The handle was right there. The corridor was empty. No camera at this end — I'd already noted the placement of the ones I could see.
I stood there for what was probably forty seconds and felt the specific quality of wanting to know something you have no right to know. It was different from ordinary curiosity. It had weight. It pulled.
I didn't open the door.
I don't know what stopped me. Professional ethics, probably. Or the more uncomfortable possibility — that whatever was on the other side of that door would make this harder, not easier. That understanding Meric outside the sessions would not satisfy the want. It would only give it a more precise address.
I was still standing there when Vigdis appeared at the end of the corridor.
She looked at me. She looked at the door. She didn't say anything for a moment.
"The observation wing is staff access only," she said.

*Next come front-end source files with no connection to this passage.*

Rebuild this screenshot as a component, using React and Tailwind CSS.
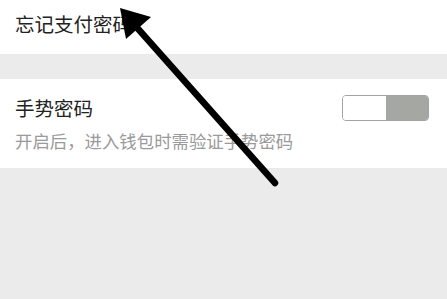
export default function App() {
  return (
    <div
      className="relative w-[447px] h-[299px] bg-[#ebebeb] overflow-hidden"
      style={{ fontFamily: '"Noto Sans CJK SC", "Noto Sans", sans-serif' }}
    >
      {/* 忘记支付密码 */}
      <div className="h-[54px] bg-white flex items-start pt-[10px] px-[15px]">
        <span className="text-[19.5px] leading-[28px] text-[#222]">忘记支付密码</span>
      </div>

      <div className="h-[25px]" />

      {/* 手势密码 */}
      <div className="h-[89px] bg-white px-[15px] pt-[16px]">
        <div className="flex items-center justify-between">
          <span className="text-[19.5px] leading-[26px] text-[#222]">手势密码</span>
          <div className="flex w-[87px] h-[26px] rounded-[4px] overflow-hidden border-[1.5px] border-[#a3a3a3] mr-[3px]">
            <div className="w-[43px] bg-white rounded-r-[3px]" />
            <div className="flex-1 bg-[#a4a7a2]" />
          </div>
        </div>
        <div className="mt-[9px] text-[17.4px] leading-[22px] text-[#9a9a9a]">
          开启后，进入钱包时需验证手势密码
        </div>
      </div>

      {/* arrow annotation */}
      <svg className="absolute inset-0" width="447" height="299" viewBox="0 0 447 299">
        <line x1="275" y1="183" x2="132" y2="22" stroke="#000" strokeWidth="6.5" strokeLinecap="round" />
        <polygon points="120,8 151,17 126,39" fill="#000" />
      </svg>
    </div>
  );
}
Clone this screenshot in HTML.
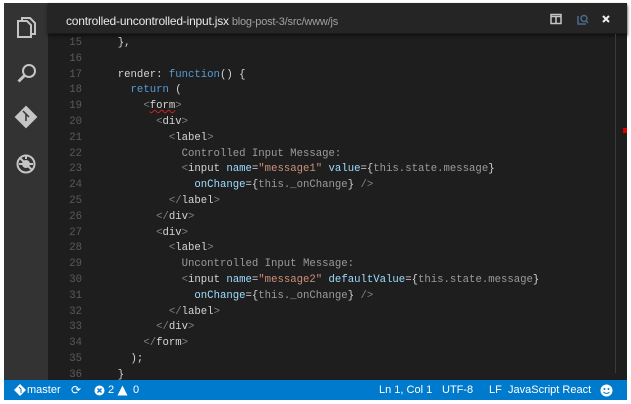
<!DOCTYPE html>
<html><head><meta charset="utf-8"><style>
*{margin:0;padding:0;box-sizing:border-box}
body{width:631px;height:404px;background:#fff;position:relative;overflow:hidden;font-family:"Liberation Sans",sans-serif}
#win{position:absolute;left:4px;top:3px;width:623px;height:397px;background:#1e1e1e}
#act{position:absolute;left:0;top:0;width:44px;height:377px;background:#333}
#title{position:absolute;left:44px;top:0;right:0;height:31px;background:#252526;border-bottom:1px solid #1a1a1a;box-shadow:0 2px 3px #111}
#title .f{position:absolute;left:18px;top:11px;font-size:12px;color:#e8e8e8;letter-spacing:-.2px}
#title .f span{color:#a0a0a0;font-size:11px;margin-left:3px}
#code{position:absolute;left:44px;top:33px;right:0;height:344px;overflow:hidden;font-family:"Liberation Mono",monospace;font-size:10.65px}
.l{height:15.8px;line-height:15.8px;white-space:pre;position:relative}
.n{position:absolute;left:0;width:34px;text-align:right;color:#5a5a5a}
.c{position:absolute;left:57px;color:#d4d4d4}
.k{color:#569cd6}.t{color:#808080}.a{color:#9cdcfe}.s{color:#ce9178}.g{color:#9b9b9b}
#status{position:absolute;left:0;top:377px;width:623px;height:20px;background:#007acc;color:#fff;font-size:11px}
#status span{position:absolute;top:4px}
#sb{position:absolute;left:611px;top:31px;width:1px;height:339px;background:#3a3a3a}
</style></head><body>
<div id="win">
<div id="act">
<svg width="44" height="200" viewBox="0 0 44 200" fill="none" stroke="#c5c5c5" stroke-width="2">
<path d="M14 18h9l4 4v12h-13z"/><path d="M18 18v-3h8l5 5v11h-4"/>
<circle cx="25" cy="68" r="6"/><path d="M20.5 72.5l-6 6" stroke-width="3"/>
<path d="M22 104l10 10-10 10-10-10z" fill="#c5c5c5"/><path d="M19 108l3 3v7M22 111l3 3" stroke="#333" stroke-width="1.5"/>
<circle cx="22" cy="161" r="8.5"/><circle cx="22" cy="161" r="4" fill="#c5c5c5" stroke="none"/><path d="M16 155l12 12M15 161h14M22 153v3"/>
</svg>
</div>
<div id="title"><div class="f">controlled-uncontrolled-input.jsx<span>blog-post-3/src/www/js</span></div>
<svg style="position:absolute;left:502px;top:10px" width="80" height="14" fill="none" stroke-width="1.5">
<rect x="1" y="1.5" width="10" height="9" stroke="#c5c5c5"/><path d="M1 3.5h10M6 3v7" stroke="#c5c5c5"/>
<path d="M28 3v8h8" stroke="#4a6a8a"/><circle cx="34" cy="5.5" r="3" stroke="#4a6a8a"/><path d="M36 8l2 2" stroke="#4a6a8a"/>
<path d="M53 3l6 6M59 3l-6 6" stroke="#eee" stroke-width="2"/>
</svg>
</div>
<div id="code">
<div class="l"><span class="n">15</span><span class="c">  },</span></div>
<div class="l"><span class="n">16</span><span class="c"></span></div>
<div class="l"><span class="n">17</span><span class="c">  render: <span class="k">function</span>() {</span></div>
<div class="l"><span class="n">18</span><span class="c">    <span class="k">return</span> (</span></div>
<div class="l"><span class="n">19</span><span class="c">      <span class="t">&lt;</span><span style="text-decoration:underline wavy #c22;text-decoration-thickness:1px">form</span><span class="t">&gt;</span></span></div>
<div class="l"><span class="n">20</span><span class="c">        <span class="t">&lt;</span>div<span class="t">&gt;</span></span></div>
<div class="l"><span class="n">21</span><span class="c">          <span class="t">&lt;</span>label<span class="t">&gt;</span></span></div>
<div class="l"><span class="n">22</span><span class="c g">            Controlled Input Message:</span></div>
<div class="l"><span class="n">23</span><span class="c">            <span class="t">&lt;</span>input <span class="a">name</span>=<span class="s">"message1"</span> <span class="a">value</span>={<span class="g">this.state.message</span>}</span></div>
<div class="l"><span class="n">24</span><span class="c">              <span class="a">onChange</span>={<span class="g">this._onChange</span>} <span class="t">/&gt;</span></span></div>
<div class="l"><span class="n">25</span><span class="c">          <span class="t">&lt;/</span>label<span class="t">&gt;</span></span></div>
<div class="l"><span class="n">26</span><span class="c">        <span class="t">&lt;/</span>div<span class="t">&gt;</span></span></div>
<div class="l"><span class="n">27</span><span class="c">        <span class="t">&lt;</span>div<span class="t">&gt;</span></span></div>
<div class="l"><span class="n">28</span><span class="c">          <span class="t">&lt;</span>label<span class="t">&gt;</span></span></div>
<div class="l"><span class="n">29</span><span class="c g">            Uncontrolled Input Message:</span></div>
<div class="l"><span class="n">30</span><span class="c">            <span class="t">&lt;</span>input <span class="a">name</span>=<span class="s">"message2"</span> <span class="a">defaultValue</span>={<span class="g">this.state.message</span>}</span></div>
<div class="l"><span class="n">31</span><span class="c">              <span class="a">onChange</span>={<span class="g">this._onChange</span>} <span class="t">/&gt;</span></span></div>
<div class="l"><span class="n">32</span><span class="c">          <span class="t">&lt;/</span>label<span class="t">&gt;</span></span></div>
<div class="l"><span class="n">33</span><span class="c">        <span class="t">&lt;/</span>div<span class="t">&gt;</span></span></div>
<div class="l"><span class="n">34</span><span class="c">      <span class="t">&lt;/</span>form<span class="t">&gt;</span></span></div>
<div class="l"><span class="n">35</span><span class="c">    );</span></div>
<div class="l"><span class="n">36</span><span class="c">  }</span></div>
</div>
<div id="sb"></div>
<div style="position:absolute;left:619px;top:125px;width:4px;height:5px;background:#d00"></div>
<div id="status">
<svg style="position:absolute;left:10px;top:4px" width="12" height="12"><path d="M6 0l6 6-6 6-6-6z" fill="#fff"/><path d="M5 3l2 2v4" stroke="#007acc" fill="none"/></svg>
<span style="left:23px">master</span>
<span style="left:67px;font-size:12px;top:3px">⟳</span>
<svg style="position:absolute;left:90px;top:5px" width="11" height="11"><circle cx="5.5" cy="5.5" r="5" fill="#fff"/><path d="M3.5 3.5l4 4M7.5 3.5l-4 4" stroke="#007acc" stroke-width="1.5"/></svg>
<span style="left:104px">2</span>
<svg style="position:absolute;left:113px;top:5px" width="11" height="11"><path d="M5.5 0.5l5 10h-10z" fill="#fff"/></svg>
<span style="left:129px">0</span>
<span style="left:375px">Ln 1, Col 1</span>
<span style="left:438px">UTF-8</span>
<span style="left:485px">LF</span>
<span style="left:504px">JavaScript React</span>
<svg style="position:absolute;left:596px;top:4px" width="13" height="13"><circle cx="6.5" cy="6.5" r="6" fill="#fff"/><circle cx="4.5" cy="5" r="1" fill="#007acc"/><circle cx="8.5" cy="5" r="1" fill="#007acc"/><path d="M3.5 8q3 3 6 0" stroke="#007acc" fill="none"/></svg>
</div>
</div>
</body></html>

"The door at the boundary wasn't locked," I said.
"No," she agreed. "It isn't." She waited.
I understood the wait. She was letting me decide whether I was going to explain myself.
"I needed to move," I said. "I wasn't going to go in."
She studied me for exactly the amount of time it took to determine whether that was true. Then she turned and walked back toward the boundary. The implication was clear.
At the boundary doors, she stopped.
"I like you," Vigdis said. "You're smart, you're honest, and you're doing the work. But you need to stay in your lane. Don't go into Meric's office again. Don't ask questions about things that don't concern you. And don't confuse the Praxis with the Praxist."
"I'm not—"
"Yes, you are." Her gray eyes held mine — flat, measuring, giving nothing back. "Which is why you need to be careful."
"And Meric?" I asked before I could stop myself. "Is he—"
Vigdis took a step back. That was all — one step, deliberate, creating exactly the distance she wanted between us. "Meric Solvang-Lykke has guided over two hundred clients through the Praxis without incident, Dr. Kaelen. He adheres to Clause 7.3 without exception."
"That wasn't the question," I said, meeting her gaze.
"It was the only answer you need," Vigdis stated, her voice cold and final. "Your concern is your own surrender. His concern is the integrity of the methodology. Do not confuse the two."
She left me standing there, heart pounding, mind racing.
I stood there after she left and turned the answer over in my hands like something I'd found on the floor — not sure if it was mine, not sure I wanted it to be.
I spent the rest of the afternoon in my suite, pacing.
Forty-eight hours had sounded manageable yesterday.
Now it felt impossible.
I kept thinking about Vigdis's non-answer. About the way Meric had looked at me after removing the blindfold — like he'd seen something he hadn't expected. About whether those two things were connected or whether I was constructing a pattern because patterns were the only thing I knew how to build.
I was spiraling.
Obsessing.
Exactly what he'd warned me not to do.
At 6:00 PM, my tablet chimed.
A message appeared on the screen:
FROM: M. SOLVANG-LYKKE
SESSION TWO SCHEDULED: DAY 6, 8:00 PMREVIEW YOUR SESSION GUIDELINES BEFORE ARRIVAL.ARRIVE ON TIME.
I stared at the message for a moment, then opened the Session Guidelines.
Section 4.3 stopped me.
EXPOSURE PROTOCOLS:
Sessions focused on exposure require clients to verbalize desires, describe fantasies, and remain visually present (no blindfold). Clients may be required to observe themselves via mirror or video feed. The goal is to confront shame, inhibition, and self-perception distortions.
My pulse quickened.
No blindfold meant I'd see him touching me.
Verbalize desires meant I'd have to tell him exactly what I wanted.
And mirrors meant I'd have to watch myself surrendering.
The thought terrified me.
It also made me unbearably aroused.
I closed the tablet and pressed my forehead against the cold window glass.
Twenty-four hours.
I just had to survive twenty-four more hours.
And then I could have him again.
Not him. The Praxis. The methodology. The correction didn't hold.
Because what I wanted wasn't just the surrender.
It was Meric's hands on me while I surrendered.
His voice commanding me. His eyes watching me break apart.
I closed my eyes.
The methodology was working, I'd told myself this morning. I'd meant it as clinical observation.
I understood now that it had also been a warning.